Сейчас я просто подхожу к окну. Вглядываюсь в темноту, замечаю на парковке знакомый автомобиль. В салоне горит свет, а на водительском сиденье я вижу Глеба. Он работает на ноутбуке и пока не замечает, что я за ним слежу. Моя ладонь отчего-то ложится на стекло, к горлу подступает ком…
Между нами гораздо больше, чем прозрачное стекло и расстояние. Между нами навсегда пролегло его предательство.
«Почему, Глеб? Почему ты так легко разрушил нашу семью? Почему ты пошел на это? Ты для меня был всем, а я для тебя лишь одной из...

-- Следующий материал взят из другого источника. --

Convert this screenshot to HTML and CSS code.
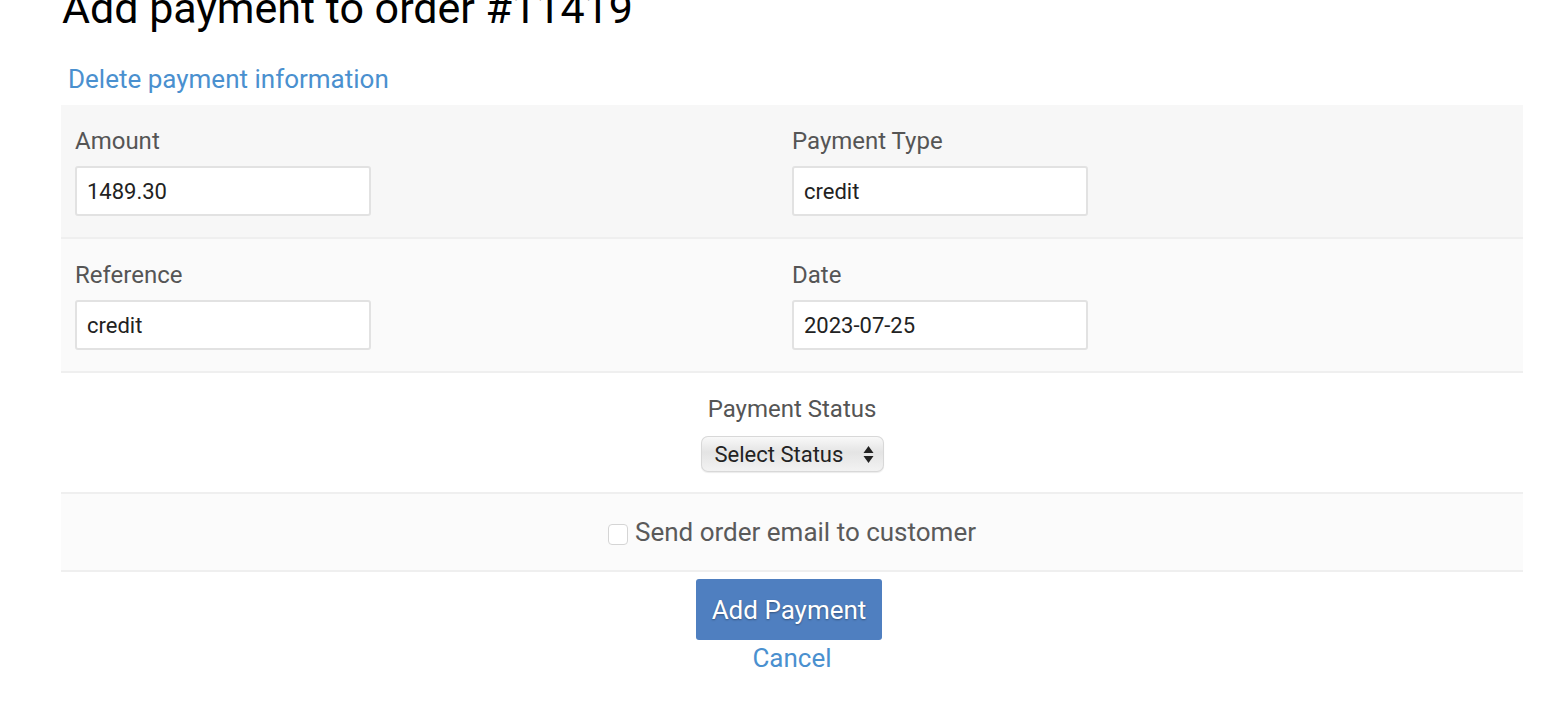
FILE: index.html
```html
<!DOCTYPE html>
<html lang="en">

<head>
    <meta charset="UTF-8">
    <title>Add payment to order #11419</title>
    <link rel="stylesheet" href="styles.css">
</head>

<body>

    <div class="wrap">
        <h1 class="title">Add payment to order #11419</h1>

        <a class="delete-link" href="#">Delete payment information</a>

        <form id="payment">
            <!-- amount / type -->
            <div class="row row-dark">
                <div class="field">
                    <label for="amount">Amount</label>
                    <input type="text" id="amount" name="amount" value="1489.30">
                </div>
                <div class="field">
                    <label for="payment_type">Payment Type</label>
                    <input type="text" id="payment_type" name="payment_type" value="credit">
                </div>
            </div>

            <!-- reference / date -->
            <div class="row row-light">
                <div class="field">
                    <label for="reference">Reference</label>
                    <input type="text" id="reference" name="reference" value="credit">
                </div>
                <div class="field">
                    <label for="date">Date</label>
                    <input type="text" id="date" name="date" value="2023-07-25">
                </div>
            </div>

            <!-- status -->
            <div class="row-center row-white">
                <label for="status">Payment Status</label>
                <div class="select-box">
                    <span>Select Status</span>
                    <svg width="11" height="19" viewBox="0 0 11 19">
                        <path d="M5.5 1 L10.5 8 H0.5 Z" fill="#222"/>
                        <path d="M5.5 18 L10.5 11 H0.5 Z" fill="#222"/>
                    </svg>
                </div>
            </div>

            <!-- email -->
            <div class="row-center row-mail">
                <label class="check-label"><span class="check"></span>Send order email to customer</label>
            </div>

            <div class="actions">
                <input type="submit" value="Add Payment">
                <a class="cancel" href="#">Cancel</a>
            </div>
        </form>
    </div>

</body>

</html>
```

FILE: styles.css
```css
body {
    font-family: Roboto, "Liberation Sans", sans-serif;
    margin: 0;
    color: #555;
}

.wrap {
    margin: 0 25px 0 61px;
}

.title {
    font-size: 43px;
    font-weight: 400;
    color: #000;
    margin: -16px 0 0 1px;
    line-height: 48px;
}

.delete-link {
    display: inline-block;
    margin: 32px 0 0 7px;
    font-size: 26px;
    line-height: 30px;
    color: #4a90cf;
    text-decoration: none;
}

form {
    margin-top: -4px;
}

.row {
    display: grid;
    grid-template-columns: 717px 1fr;
    padding: 22px 14px 21px;
    border-bottom: 2px solid #efefef;
}

.row-dark {
    background-color: #f7f7f7;
    margin-top: 15px;
}

.row-light {
    background-color: #fafafa;
}

.row-white {
    background-color: #fff;
}

.row-mail {
    background-color: #fbfbfb;
}

label {
    display: block;
    font-size: 24px;
    line-height: 28px;
    margin-bottom: 11px;
}

input[type="text"] {
    width: 296px;
    height: 50px;
    padding: 0 10px;
    box-sizing: border-box;
    border: 2px solid #e2e2e2;
    border-radius: 3px;
    background: #fff;
    font-family: inherit;
    font-size: 22px;
    color: #222;
}

.row-center {
    display: flex;
    flex-direction: column;
    align-items: center;
    border-bottom: 2px solid #efefef;
}

.row-white {
    padding: 22px 0 20px;
}

.row-white label {
    margin-bottom: 13px;
}

.select-box {
    display: flex;
    align-items: center;
    justify-content: space-between;
    width: 183px;
    height: 36px;
    box-sizing: border-box;
    padding: 0 10px 0 14px;
    border-radius: 7px;
    background: linear-gradient(#fafafa, #e4e4e4 45%, #f3f3f3);
    box-shadow: inset 0 0 0 1px #d8d8d8, 0 1px 1px rgba(0, 0, 0, 0.08);
    font-size: 22px;
    color: #222;
}

.row-mail {
    padding: 23px 0;
}

.check-label {
    display: flex;
    align-items: center;
    font-size: 26px;
    margin: 0;
    line-height: 30px;
    color: #5a5a5a;
}

.check {
    width: 18px;
    height: 19px;
    border: 1px solid #d5d5d5;
    border-radius: 4px;
    background: #fff;
    margin: 4px 7px 0 0;
}

.actions {
    display: flex;
    flex-direction: column;
    align-items: center;
    padding-top: 7px;
}

input[type="submit"] {
    width: 186px;
    height: 61px;
    background-color: #4f7fc0;
    border: none;
    border-radius: 3px;
    color: white;
    font-family: inherit;
    font-size: 26px;
    text-shadow: 0 1px 2px rgba(0, 0, 0, 0.35);
    cursor: pointer;
    margin-left: -6px;
}

.cancel {
    font-size: 26px;
    line-height: 36px;
    color: #4a90cf;
    text-decoration: none;
}
```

Даже работа зачастую была важнее меня. Мы не выдержали самого первого испытания. Наш брак оказался таким хрупким. Первая трудность – и мы проиграли. А ты... Ты тоже не справился, выбрал агрессию и нападение, вместо того чтобы попробовать решить эту проблему вместе. Мы же были так счастливы, все эти годы даже никогда не ругались серьезно. Я думала, что знаю тебя до самой мельчайшей черточки. А теперь мне кажется, что я не знала тебя вовсе».
Я долго стою на месте, и наконец, Глеб откладывает ноутбук и выходит из машины. Мне бы сразу отойти от окна, но я почему-то стою и продолжаю на него смотреть. Сердце, покрытое коркой льда, еще больше ею обрастает, становится настоящим айсбергом.
Мне кажется, я больше не способна страдать и плакать из-за этого человека. На смену горю приходит безразличие, атрофированность всех чувств, их смерть. Если долго бить по одному месту, в конце концов наступает шок, и ты перестаешь чувствовать боль.
Я отхожу от кровати и беру телефон. Захожу в черный список и нахожу там номер телефона Глеба. Когда я возвращаюсь к окну, он продолжает стоять на месте, а потом отвечает на мой звонок, с удивлением глядя на меня.
– Ксюша, пусти меня в палату, – слышу его умоляющий голос и вижу, как шевелятся губы. – Нам надо поговорить.